*** Data rows ***

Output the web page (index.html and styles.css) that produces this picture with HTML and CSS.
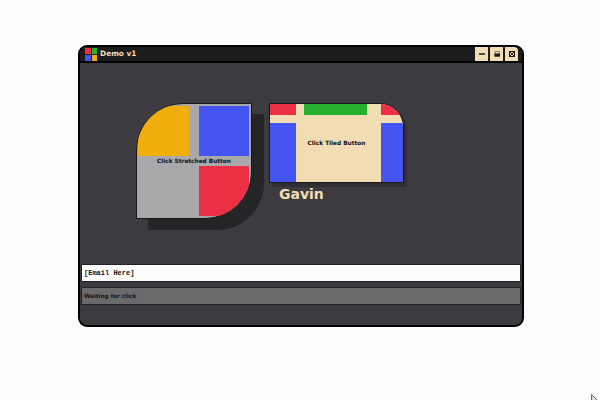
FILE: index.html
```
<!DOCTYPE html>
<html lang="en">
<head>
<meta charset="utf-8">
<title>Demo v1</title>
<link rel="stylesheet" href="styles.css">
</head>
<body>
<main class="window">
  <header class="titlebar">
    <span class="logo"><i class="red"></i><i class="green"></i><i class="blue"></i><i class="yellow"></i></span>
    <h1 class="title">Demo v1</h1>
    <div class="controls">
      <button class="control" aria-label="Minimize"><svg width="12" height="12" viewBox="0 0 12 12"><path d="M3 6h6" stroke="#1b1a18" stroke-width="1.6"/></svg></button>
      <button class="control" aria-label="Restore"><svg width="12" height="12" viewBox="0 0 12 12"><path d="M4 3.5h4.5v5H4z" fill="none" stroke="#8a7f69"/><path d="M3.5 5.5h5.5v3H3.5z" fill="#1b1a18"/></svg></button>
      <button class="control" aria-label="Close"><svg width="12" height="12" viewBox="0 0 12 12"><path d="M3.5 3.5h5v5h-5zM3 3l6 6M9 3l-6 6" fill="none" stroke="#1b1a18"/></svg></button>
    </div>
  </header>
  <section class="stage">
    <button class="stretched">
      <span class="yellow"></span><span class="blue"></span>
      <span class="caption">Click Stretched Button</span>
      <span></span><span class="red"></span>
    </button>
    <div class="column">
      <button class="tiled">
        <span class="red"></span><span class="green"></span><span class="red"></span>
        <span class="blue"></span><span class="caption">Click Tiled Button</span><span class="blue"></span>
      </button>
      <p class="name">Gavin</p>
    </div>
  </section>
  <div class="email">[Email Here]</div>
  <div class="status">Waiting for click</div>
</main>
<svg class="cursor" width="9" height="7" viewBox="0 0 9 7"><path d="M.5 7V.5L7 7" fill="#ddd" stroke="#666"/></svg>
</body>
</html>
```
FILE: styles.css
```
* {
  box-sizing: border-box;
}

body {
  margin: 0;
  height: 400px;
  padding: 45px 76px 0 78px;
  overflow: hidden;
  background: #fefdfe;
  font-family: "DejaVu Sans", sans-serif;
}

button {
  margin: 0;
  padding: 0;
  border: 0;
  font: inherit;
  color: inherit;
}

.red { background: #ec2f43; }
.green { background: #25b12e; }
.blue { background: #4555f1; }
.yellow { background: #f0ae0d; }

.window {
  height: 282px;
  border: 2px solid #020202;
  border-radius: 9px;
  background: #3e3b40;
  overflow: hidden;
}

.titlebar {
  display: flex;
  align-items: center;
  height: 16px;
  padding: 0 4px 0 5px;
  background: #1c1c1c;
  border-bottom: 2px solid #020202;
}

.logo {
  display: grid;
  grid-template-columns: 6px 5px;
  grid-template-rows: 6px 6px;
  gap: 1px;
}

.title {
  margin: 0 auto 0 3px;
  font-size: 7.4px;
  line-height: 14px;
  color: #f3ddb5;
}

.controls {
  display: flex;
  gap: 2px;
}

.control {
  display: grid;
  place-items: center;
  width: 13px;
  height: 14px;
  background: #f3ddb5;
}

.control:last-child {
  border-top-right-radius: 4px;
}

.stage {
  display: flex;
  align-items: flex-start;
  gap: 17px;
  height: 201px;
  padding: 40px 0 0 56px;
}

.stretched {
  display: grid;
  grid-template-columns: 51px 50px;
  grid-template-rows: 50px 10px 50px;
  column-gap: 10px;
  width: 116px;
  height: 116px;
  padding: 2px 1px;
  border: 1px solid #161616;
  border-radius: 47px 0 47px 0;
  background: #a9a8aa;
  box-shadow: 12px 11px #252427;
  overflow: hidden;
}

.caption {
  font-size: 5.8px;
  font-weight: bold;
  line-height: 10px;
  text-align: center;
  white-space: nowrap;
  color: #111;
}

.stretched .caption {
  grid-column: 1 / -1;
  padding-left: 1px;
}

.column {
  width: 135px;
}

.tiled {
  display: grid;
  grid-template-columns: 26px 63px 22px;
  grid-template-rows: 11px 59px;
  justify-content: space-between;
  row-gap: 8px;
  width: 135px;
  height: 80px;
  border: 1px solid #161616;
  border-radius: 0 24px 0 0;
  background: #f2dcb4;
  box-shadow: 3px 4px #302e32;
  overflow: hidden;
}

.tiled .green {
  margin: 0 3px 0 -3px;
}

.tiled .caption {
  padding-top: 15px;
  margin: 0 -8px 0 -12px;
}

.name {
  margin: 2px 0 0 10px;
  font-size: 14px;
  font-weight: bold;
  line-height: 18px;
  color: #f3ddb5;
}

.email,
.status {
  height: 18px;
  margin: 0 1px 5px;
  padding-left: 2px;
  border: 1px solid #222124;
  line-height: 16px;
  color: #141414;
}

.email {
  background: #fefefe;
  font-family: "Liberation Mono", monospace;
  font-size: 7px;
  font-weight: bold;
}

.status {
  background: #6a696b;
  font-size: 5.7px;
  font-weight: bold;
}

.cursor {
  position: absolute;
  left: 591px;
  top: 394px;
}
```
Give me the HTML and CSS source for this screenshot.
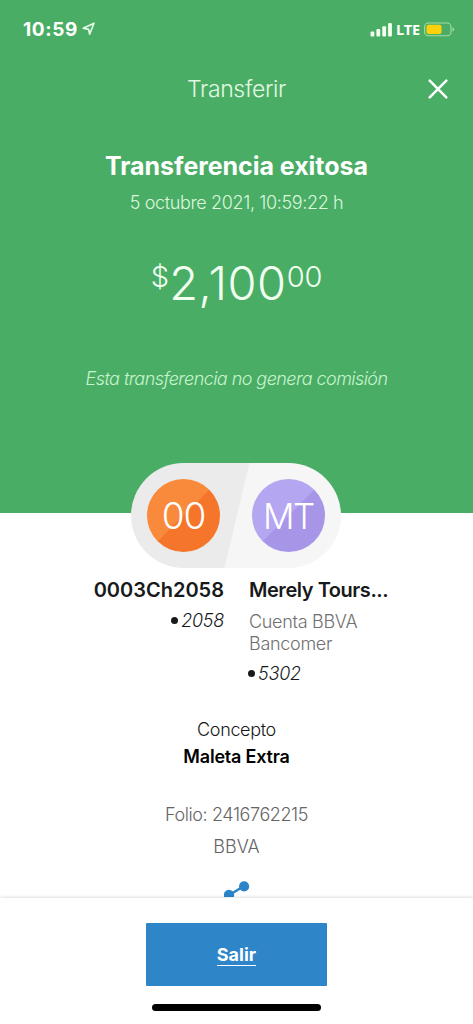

***

Reproduce every record word for word. The copy must contain no pictures.

▶ Finished task:
Output the web page (index.html and styles.css) that produces this picture with HTML and CSS.
FILE: index.html
```
<!DOCTYPE html>
<html lang="en">
<head>
<meta charset="utf-8">
<title>Demo v1</title>
<link rel="stylesheet" href="styles.css">
</head>
<body>
<main class="window">
  <header class="titlebar">
    <span class="logo"><i class="red"></i><i class="green"></i><i class="blue"></i><i class="yellow"></i></span>
    <h1 class="title">Demo v1</h1>
    <div class="controls">
      <button class="control" aria-label="Minimize"><svg width="12" height="12" viewBox="0 0 12 12"><path d="M3 6h6" stroke="#1b1a18" stroke-width="1.6"/></svg></button>
      <button class="control" aria-label="Restore"><svg width="12" height="12" viewBox="0 0 12 12"><path d="M4 3.5h4.5v5H4z" fill="none" stroke="#8a7f69"/><path d="M3.5 5.5h5.5v3H3.5z" fill="#1b1a18"/></svg></button>
      <button class="control" aria-label="Close"><svg width="12" height="12" viewBox="0 0 12 12"><path d="M3.5 3.5h5v5h-5zM3 3l6 6M9 3l-6 6" fill="none" stroke="#1b1a18"/></svg></button>
    </div>
  </header>
  <section class="stage">
    <button class="stretched">
      <span class="yellow"></span><span class="blue"></span>
      <span class="caption">Click Stretched Button</span>
      <span></span><span class="red"></span>
    </button>
    <div class="column">
      <button class="tiled">
        <span class="red"></span><span class="green"></span><span class="red"></span>
        <span class="blue"></span><span class="caption">Click Tiled Button</span><span class="blue"></span>
      </button>
      <p class="name">Gavin</p>
    </div>
  </section>
  <div class="email">[Email Here]</div>
  <div class="status">Waiting for click</div>
</main>
<svg class="cursor" width="9" height="7" viewBox="0 0 9 7"><path d="M.5 7V.5L7 7" fill="#ddd" stroke="#666"/></svg>
</body>
</html>
```
FILE: styles.css
```
* {
  box-sizing: border-box;
}

body {
  margin: 0;
  height: 400px;
  padding: 45px 76px 0 78px;
  overflow: hidden;
  background: #fefdfe;
  font-family: "DejaVu Sans", sans-serif;
}

button {
  margin: 0;
  padding: 0;
  border: 0;
  font: inherit;
  color: inherit;
}

.red { background: #ec2f43; }
.green { background: #25b12e; }
.blue { background: #4555f1; }
.yellow { background: #f0ae0d; }

.window {
  height: 282px;
  border: 2px solid #020202;
  border-radius: 9px;
  background: #3e3b40;
  overflow: hidden;
}

.titlebar {
  display: flex;
  align-items: center;
  height: 16px;
  padding: 0 4px 0 5px;
  background: #1c1c1c;
  border-bottom: 2px solid #020202;
}

.logo {
  display: grid;
  grid-template-columns: 6px 5px;
  grid-template-rows: 6px 6px;
  gap: 1px;
}

.title {
  margin: 0 auto 0 3px;
  font-size: 7.4px;
  line-height: 14px;
  color: #f3ddb5;
}

.controls {
  display: flex;
  gap: 2px;
}

.control {
  display: grid;
  place-items: center;
  width: 13px;
  height: 14px;
  background: #f3ddb5;
}

.control:last-child {
  border-top-right-radius: 4px;
}

.stage {
  display: flex;
  align-items: flex-start;
  gap: 17px;
  height: 201px;
  padding: 40px 0 0 56px;
}

.stretched {
  display: grid;
  grid-template-columns: 51px 50px;
  grid-template-rows: 50px 10px 50px;
  column-gap: 10px;
  width: 116px;
  height: 116px;
  padding: 2px 1px;
  border: 1px solid #161616;
  border-radius: 47px 0 47px 0;
  background: #a9a8aa;
  box-shadow: 12px 11px #252427;
  overflow: hidden;
}

.caption {
  font-size: 5.8px;
  font-weight: bold;
  line-height: 10px;
  text-align: center;
  white-space: nowrap;
  color: #111;
}

.stretched .caption {
  grid-column: 1 / -1;
  padding-left: 1px;
}

.column {
  width: 135px;
}

.tiled {
  display: grid;
  grid-template-columns: 26px 63px 22px;
  grid-template-rows: 11px 59px;
  justify-content: space-between;
  row-gap: 8px;
  width: 135px;
  height: 80px;
  border: 1px solid #161616;
  border-radius: 0 24px 0 0;
  background: #f2dcb4;
  box-shadow: 3px 4px #302e32;
  overflow: hidden;
}

.tiled .green {
  margin: 0 3px 0 -3px;
}

.tiled .caption {
  padding-top: 15px;
  margin: 0 -8px 0 -12px;
}

.name {
  margin: 2px 0 0 10px;
  font-size: 14px;
  font-weight: bold;
  line-height: 18px;
  color: #f3ddb5;
}

.email,
.status {
  height: 18px;
  margin: 0 1px 5px;
  padding-left: 2px;
  border: 1px solid #222124;
  line-height: 16px;
  color: #141414;
}

.email {
  background: #fefefe;
  font-family: "Liberation Mono", monospace;
  font-size: 7px;
  font-weight: bold;
}

.status {
  background: #6a696b;
  font-size: 5.7px;
  font-weight: bold;
}

.cursor {
  position: absolute;
  left: 591px;
  top: 394px;
}
```
Give me the HTML and CSS source for this screenshot.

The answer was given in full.